A temperature of -4.0C at Katesbridge, Northern Ireland, on Monday morning was close to the -5.9C record for the coldest early May Bank Holiday temperature on record. It was set on May 7, 2012, at Kinbrace, Sutherland, Scotland.

Britain is colder than -3C lows in Yakutsk, the world’s coldest city, in eastern Siberia, and -1C lows in Tasiilaq, Greenland.

The UK is 15C colder than a year ago, when the early May Bank Holiday saw a record 28.7C at Northolt, London.

Weathermen's biggest U-turn in living memory saw 25C 'Spanish Plume' predictions scrapped after all major forecasters said a week ago that a warm Bank Holiday weekend was expected. Computer forecast models were blamed.

Met Office forecaster Mark Wilson said: “Forecasts can change. If high pressure had been over Scandinavia, we'd have had a southerly flow – but high pressure being to the west of the UK means a northerly flow, as winds blow clockwise around high pressure.”

Mr Gaze said: “Forecasters' jaws dropped when the Bank Holiday weekend forecast changed from hot to cold.

“I can't recall a more dramatic sudden short-term forecast change, with a 14C difference in computer model forecasts between the warm southerly from Spain bringing 25C and the cold northerly from the Arctic bringing 11C.”

Met Office five-day weather forecast


Showery outbreaks of rain in Scotland and northern England will spread southwards into Northern Ireland, north Wales, central and eastern parts of England later, with some brighter intervals.

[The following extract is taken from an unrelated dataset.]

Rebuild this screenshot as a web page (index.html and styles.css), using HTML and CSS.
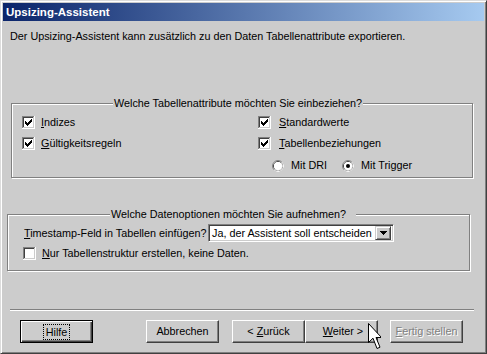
FILE: index.html
```html
<!DOCTYPE html>
<html lang="de">
<head>
    <meta charset="UTF-8">
    <title>Upsizing-Assistent</title>
    <link rel="stylesheet" href="styles.css">
</head>
<body>
    <svg class="defs" width="0" height="0">
        <symbol id="cb" viewBox="0 0 13 13">
            <rect width="13" height="13" fill="#fff"/>
            <rect width="12" height="1" fill="#808080"/>
            <rect width="1" height="12" fill="#808080"/>
            <rect x="1" y="1" width="10" height="1" fill="#404040"/>
            <rect x="1" y="1" width="1" height="10" fill="#404040"/>
            <rect x="1" y="11" width="11" height="1" fill="#cccccc"/>
            <rect x="11" y="1" width="1" height="11" fill="#cccccc"/>
        </symbol>
        <symbol id="tick" viewBox="0 0 13 13">
            <path d="M9 3h1v1h-1zM8 4h2v1h-2zM3 5h1v1h-1zM7 5h3v1h-3zM3 6h2v1h-2zM6 6h3v1h-3zM3 7h5v1h-5zM4 8h3v1h-3zM5 9h1v1h-1z" fill="#000"/>
        </symbol>
        <symbol id="radio" viewBox="0 0 12 12">
            <circle cx="6" cy="6" r="5.5" fill="#fff" stroke="#808080"/>
            <path d="M9.89 2.11A5.5 5.5 0 0 1 2.11 9.89" fill="none" stroke="#fff"/>
            <circle cx="6" cy="6" r="4.5" fill="none" stroke="#404040"/>
            <path d="M9.18 2.82A4.5 4.5 0 0 1 2.82 9.18" fill="none" stroke="#cccccc"/>
            <circle cx="6" cy="6" r="4" fill="#fff"/>
        </symbol>
    </svg>

    <div class="window">
        <div class="titlebar">Upsizing-Assistent</div>
        <div class="content">
            <p class="intro">Der Upsizing-Assistent kann zusätzlich zu den Daten Tabellenattribute exportieren.</p>

            <fieldset class="group group-attrs">
                <legend>Welche Tabellenattribute möchten Sie einbeziehen?</legend>
                <div class="attr-grid">
                    <label class="check">
                        <svg class="box" width="13" height="13"><use href="#cb"/><use href="#tick"/></svg>
                        <span><u>I</u>ndizes</span>
                    </label>
                    <label class="check">
                        <svg class="box" width="13" height="13"><use href="#cb"/><use href="#tick"/></svg>
                        <span><u>S</u>tandardwerte</span>
                    </label>
                    <label class="check">
                        <svg class="box" width="13" height="13"><use href="#cb"/><use href="#tick"/></svg>
                        <span><u>G</u>ültigkeitsregeln</span>
                    </label>
                    <label class="check">
                        <svg class="box" width="13" height="13"><use href="#cb"/><use href="#tick"/></svg>
                        <span><u>T</u>abellenbeziehungen</span>
                    </label>
                </div>
                <div class="radios">
                    <label class="radio">
                        <svg width="12" height="12"><use href="#radio"/></svg>
                        <span>Mit DRI</span>
                    </label>
                    <label class="radio">
                        <svg width="12" height="12"><use href="#radio"/><circle cx="6" cy="6" r="2" fill="#000"/></svg>
                        <span>Mit Trigger</span>
                    </label>
                </div>
            </fieldset>

            <fieldset class="group group-data">
                <legend>Welche Datenoptionen möchten Sie aufnehmen?</legend>
                <div class="field-row">
                    <span class="field-label"><u>T</u>imestamp-Feld in Tabellen einfügen?</span>
                    <div class="select">
                        <span class="select-value">Ja, der Assistent soll entscheiden</span>
                        <span class="select-btn">
                            <svg width="7" height="4" viewBox="0 0 7 4"><path d="M0 0h7v1h-7zM1 1h5v1h-5zM2 2h3v1h-3zM3 3h1v1h-1z" fill="#000"/></svg>
                        </span>
                    </div>
                </div>
                <label class="check">
                    <svg class="box" width="13" height="13"><use href="#cb"/></svg>
                    <span><u>N</u>ur Tabellenstruktur erstellen, keine Daten.</span>
                </label>
            </fieldset>

            <div class="separator"></div>

            <div class="buttons">
                <button class="btn btn-default"><span class="focus">Hilfe</span></button>
                <button class="btn btn-cancel">Abbrechen</button>
                <button class="btn btn-back">&lt; <u>Z</u>urück</button>
                <button class="btn">&nbsp;<u>W</u>eiter &gt;</button>
                <button class="btn btn-finish" disabled><u>F</u>ertig stellen</button>
            </div>
        </div>

        <svg class="cursor" width="13" height="28" viewBox="0 0 13 28">
            <path d="M0.5 0.5V19.5L5 15.2L9 25.5L12 24.2L8 14.5H13.5Z" fill="#fff" stroke="#000" stroke-linejoin="miter"/>
        </svg>
    </div>
</body>
</html>
```

FILE: styles.css
```css
* {
    box-sizing: border-box;
}
body {
    margin: 0;
    font-family: 'Liberation Sans', Arial, sans-serif;
    font-size: 10.8px;
    line-height: 13px;
    color: #000;
    background: #cccccc;
}
.defs {
    position: absolute;
}
.window {
    position: relative;
    width: 487px;
    height: 354px;
    padding: 2px;
    background: #cccccc;
    border: 1px solid;
    border-color: #dcdcdc #404040 #404040 #dcdcdc;
    box-shadow: inset 1px 1px 0 #fff, inset -1px -1px 0 #808080;
}
.titlebar {
    height: 18px;
    padding: 3px 0 0 3px;
    color: #fff;
    font-weight: bold;
    font-size: 11.5px;
    background: linear-gradient(to right, #0a246a, #a6caf0);
}
.content {
    padding-top: 9px;
}
.intro {
    margin: 0 0 0 7px;
}

/* group boxes */
.group {
    margin: 0;
    padding: 0;
    min-inline-size: 0;
    border: 1px solid #808080;
    box-shadow: inset 1px 1px 0 #fff, 1px 1px 0 #fff;
}
.group legend {
    padding: 0 1px;
    background: #cccccc;
}
.group-attrs {
    margin: 54px 11px 0 8px;
    padding: 6px 0 5px 10px;
}
.group-attrs legend {
    margin-left: 91px;
}
.group-data {
    margin: 30px 14px 0 4px;
    padding: 3px 0 10px 15px;
}
.group-data legend {
    margin-left: 87px;
    padding-right: 10px;
}
.attr-grid {
    display: grid;
    grid-template-columns: 236px auto;
    row-gap: 8px;
}
.check {
    display: flex;
    align-items: center;
    gap: 6px;
    white-space: nowrap;
}
.check .box {
    flex: none;
}
.group-attrs .check:nth-child(even) span {
    margin-left: 2px;
}
.radios {
    display: flex;
    margin: 9px 0 0 250px;
    gap: 15px;
}
.radio {
    display: flex;
    align-items: center;
    gap: 7px;
}
.field-row {
    display: flex;
    align-items: center;
    margin-left: 1px;
    margin-bottom: 5px;
    white-space: nowrap;
}
.field-label {
    width: 184px;
}
.select {
    display: flex;
    align-items: center;
    width: 186px;
    height: 18px;
    padding: 2px 2px 2px 1px;
    background: #fff;
    border: 1px solid;
    border-color: #808080 #fff #fff #808080;
    box-shadow: inset 1px 1px 0 #404040, inset -1px -1px 0 #cccccc;
}
.select-value {
    flex: 1;
    padding-left: 2px;
    overflow: hidden;
}
.select-btn {
    flex: none;
    display: flex;
    align-items: center;
    justify-content: center;
    width: 16px;
    height: 14px;
    background: #cccccc;
    border: 1px solid;
    border-color: #cccccc #404040 #404040 #cccccc;
    box-shadow: inset 1px 1px 0 #fff, inset -1px -1px 0 #808080;
}

/* bottom buttons */
.separator {
    height: 2px;
    margin: 38px 10px 0 7px;
    border-top: 1px solid #808080;
    border-bottom: 1px solid #fff;
}
.buttons {
    display: flex;
    margin: 9px 0 0 17px;
}
.btn {
    width: 73px;
    height: 23px;
    padding: 0;
    font: inherit;
    color: #000;
    background: #cccccc;
    border: 1px solid;
    border-color: #fff #404040 #404040 #fff;
    box-shadow: inset -1px -1px 0 #808080;
}
.btn-default {
    border: 1px solid #000;
    box-shadow: inset 1px 1px 0 #fff, inset -1px -1px 0 #404040, inset -2px -2px 0 #808080;
}
.btn-default .focus {
    display: inline-block;
    padding: 0 2px;
    line-height: 14px;
    outline: 1px dotted #000;
}
.btn-cancel {
    margin-left: 53px;
}
.btn-back {
    margin-left: 13px;
}
.btn-finish {
    margin-left: 12px;
    color: #808080;
    text-shadow: 1px 1px 0 #fff;
}

/* mouse pointer lying over the dialog */
.cursor {
    position: absolute;
    left: 367px;
    top: 322px;
}
```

Southern and southwest England along with south Wales will stay mainly fine.

Tuesday night

Persistent rain and brisk winds in the southwest will spread northeastwards including heavy bursts.

Showery rain is likely in the north too, but northern Scotland will be clearer with frost.


Rain will move north, stalling over northern England and Scotland, giving some heavy rain in eastern parts.

In the south sunny spells will soon develop, followed by heavy thundery showers.

Thursday to Saturday

Further heavy rain and showers on Thursday and to a lesser extent Friday, will retreat to eastern parts during Saturday.

Staying rather cold, with wintry showers affecting the far north.